Afrimag – La vingtaine de formations politiques reconnues en Mauritanie ont été conviées, le 26 novembre, à venir «se concerter» sur le Pacte Républicain signé, en septembre, entre le parti au pouvoir, El Insaf, le Rassemblement des forces démocratiques (RFD) et l’Union des forces de progrès (UFP), deux partis d’opposition en déclin.
Le ministère de l’Intérieur et de la Décentralisation, maître de cérémonie de ce nouvel accord que conteste, fortement, l’opposition radicale, veut, apparemment, élargir la liste des signataires de cette charte et l’inscrire dans le cadre de «l’apaisement» politique avant l’organisation de la présidentielle de 2024.
A chaque échéance électorale son «accord» ! Un de plus, donc, alors qu’on sort à peine de celui qui a permis l’organisation des élections municipales, législatives et régionales de juin 2023.
Ceux qui désespèrent de voir l’opposition s’accrocher à tout compromis voient en ce pacte une stratégie politique tout bénéficie pour le pouvoir et sa majorité qui vient d’appeler le président Ghazouani à se représenter pour un second quinquennat.
L’objectif étant de montrer que, depuis août 2019, la scène politique nationale vit au rythme de l’apaisement initié par Ghazouani qui en a fait le fondement de sa gouvernance du pays au sortir d’une longue crise politique (2009-2019) sous Aziz aujourd’hui voué aux gémonies et trainé devant la justice. Les opposants comme Ahmed Ould Daddah, trois fois candidat malheureux à la présidentielle, Messaoud Ould Boulkheir, ancien président de l’Assemblée nationale, également candidat malheureux à la présidentielle de 2007 et à celle de 2014, Biram Dah Abeid, figure montante de l’opposition mauritanienne et tant d’autres ont été reçus «sans formalités» à la présidence de la République alors qu’Aziz avait travaillé, son règne durant, à les banaliser.
L’apaisement est un «endormissement» pour une opposition qui perd du terrain, pensent ceux qui veulent en découdre avec le pouvoir en 2024. Et qui estiment, au sein du RFD et de l’UFP, par exemple, que se rapprocher du président Ghazouani est une inadmissible compromission, alors que l’objectif de l’opposition était – et reste – lié à sa volonté à provoquer l’alternance, certes de manière pacifique, mais pas en faisant le jeu du pouvoir.

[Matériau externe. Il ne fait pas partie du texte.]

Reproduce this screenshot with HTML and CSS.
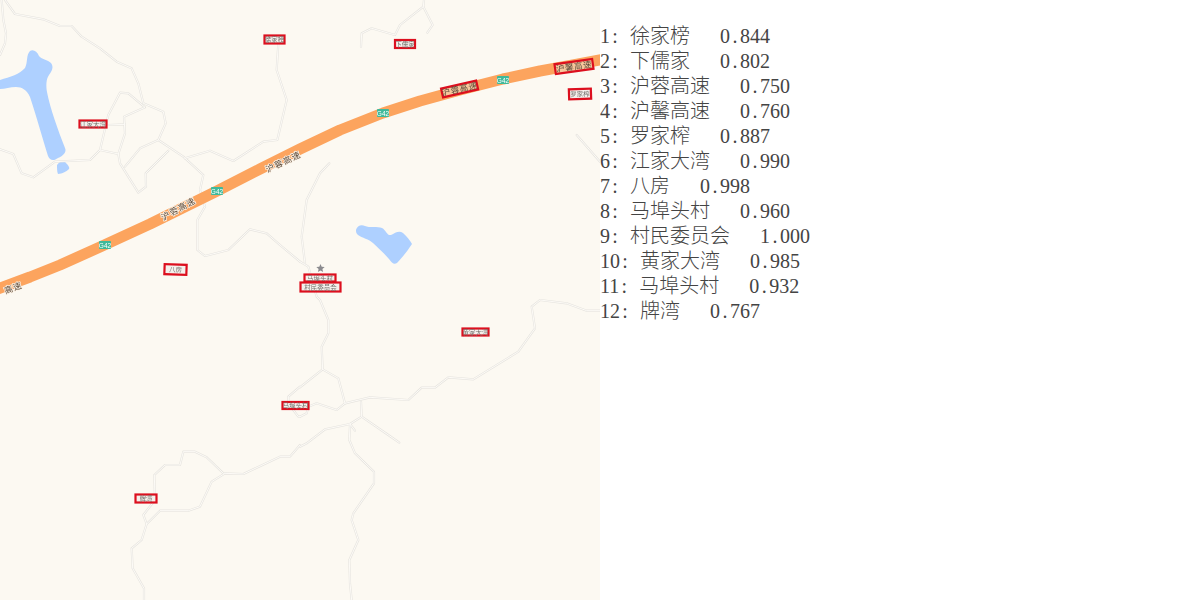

Ceux qui défendent le Pacte en jouant la carte de l’apaisement croient que c’est une condition nécessaire, mais non suffisante, pour garantir une plus grande transparence des élections présidentielles de 2024. Ils voient l’accord comme une sorte de «réparation» après la longue crise que la classe politique nationale vivait comme une sorte de «normalité.»
Pour le gouvernement, représenté par le ministère de l’Intérieur, cet apaisement, aujourd’hui accepté comme un modus operandi par la majorité de la classe politique mauritanienne, doit se renouveler de temps à autre. Une volonté traduite par le parrainage, le 21 septembre 2023, de la signature du Pacte Républicain que les principaux protagonistes présentent au reste de la classe politique, invitée à y adhérer, ainsi qu’à l’opinion publique nationale, comme la réaffirmation que la Mauritanie est un «pays stable» dans une région en proie à des tensions politiques (Sénégal), de transitions militaires sans fin (Mali, Burkina Faso, Niger, Tchad) aggravées par la reprise des hostilités entre les forces armées et les groupes séparatistes ou djihadistes.
Le Pacte républicain n’est pas venu régler une crise, loin s’en faut, mais entretenir la flamme de l’apaisement. Ceux qui l’ont pensé (deux formations de l’opposition et le parti au pouvoir) ne cherchent autre chose, prétendent-ils, que consolider les acquis démocratiques en «réparant» ce qu’ils considèrent comme des dysfonctionnements constatés lors de la tenue des dernières élections municipales, législatives et régionales.
Le Pacte républicain ne doit donc pas être vu comme une remise en cause de ce qui a été convenu entre les 25 formations politiques reconnues qui avaient pris part aux concertations nationales ayant rendu possible l’organisation d’élections de juin 2023. Il n’en est que le prolongement dans le sens de l’implication de nouveaux acteurs cherchant faire accepter leur vision propre pour des élections présidentielles que le parti au pouvoir croit gagnées d’avance.